Bearing witness to lesbian and gay identities and lived lives

In 40-60’s Derry, lesbian orientation was unnameable (as was unmarried pregnancy, desertion by husband, child sexual abuse), not unknown or unrecognized, but, like these other matters, not mentionable to “a holy priest” though 17-yr-old Nell received calm unfazed advice from “the head nun”.

 

Quest …for emotional & sexual fulfilment

And, especially in her 2004 autobiography, she eloquently expresses the pain of the rejection of lesbian identity, in context of equally powerful representation of the power of the social construction of women according to governing marriage-and-children roles (she doesn’t use the theoretical language developed by feminist social thought in order to critique the subordination of women, but she unmistakably does that thinking). All her writing is shot through with a quicksilver humour, often of a dark kind.

 

This quest is intertwined throughout (e.g. in autobiography) with her radical ideological and political dissent, protest, and principled activism.

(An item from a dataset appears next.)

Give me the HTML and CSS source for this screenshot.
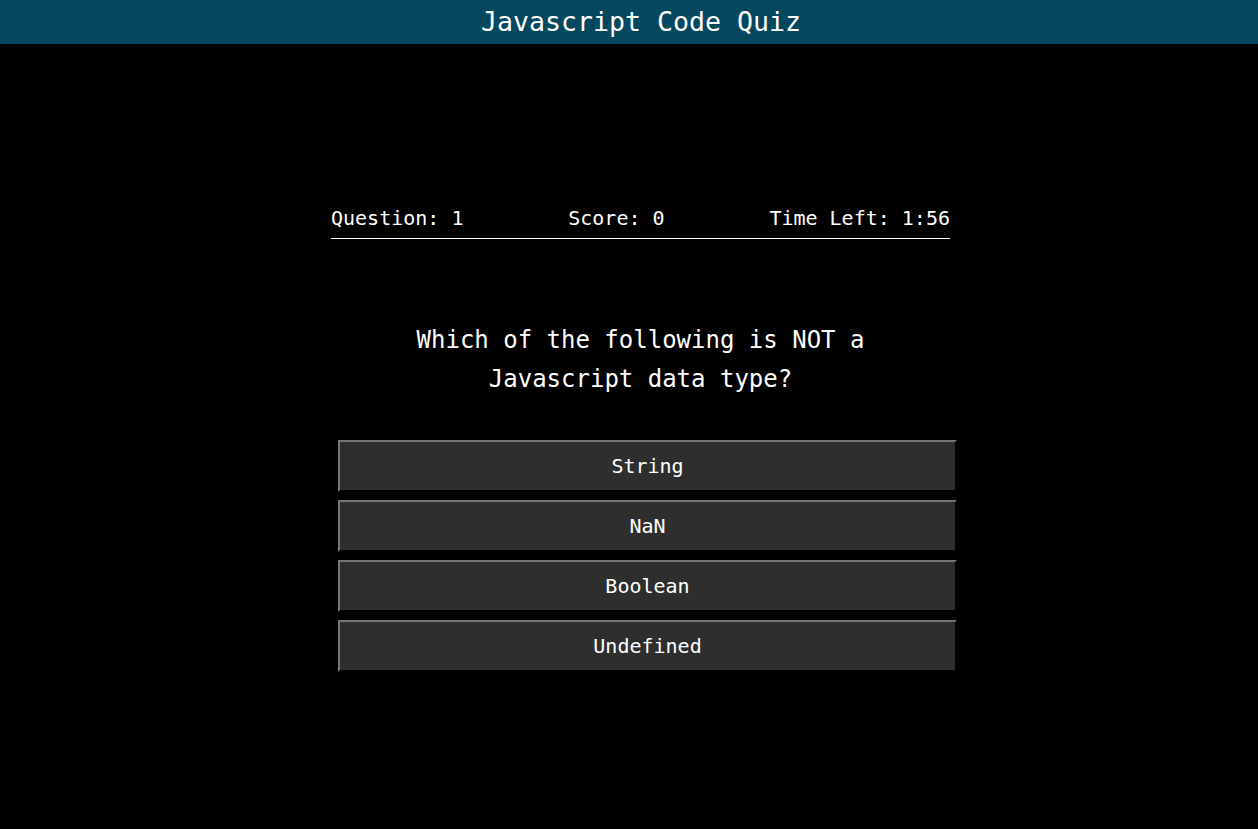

Here (and knowing it may make Nell laugh), I’d like to quote the Bible, borrowing the words of Paul (himself no great feminist) in his Epistle to the Ephesians 6.12.: “For we wrestle not against flesh and blood, but against principalities, against powers, against the rulers of the darkness of this world, against spiritual wickedness in high places”.

  

Underpinning Nell McCafferty’s lifelong gadfly role of - with vivid humour - calling out hypocrisy, exclusion, and oppression, wherever they are at work, has been the patent evidence of her underlying, unifying - and, of course, forever elusive - goal: freedom and justice, in the conduct of life and love and in the pursuit of happiness. It is in the interest of this goal that she has spoken truth to power, and for that we duly honour her.

 

 

Praehonorabilis Cancellarie, totaque universitas!

Praesento vobis hanc meam filiam, quam scio tam moribus quam doctrina habilem et idoneam esse quae admittatur, honoris causa, ad Gradum Doctoratus in Litteris, idque tibi fide mea testor ac spondee, totique Academiae.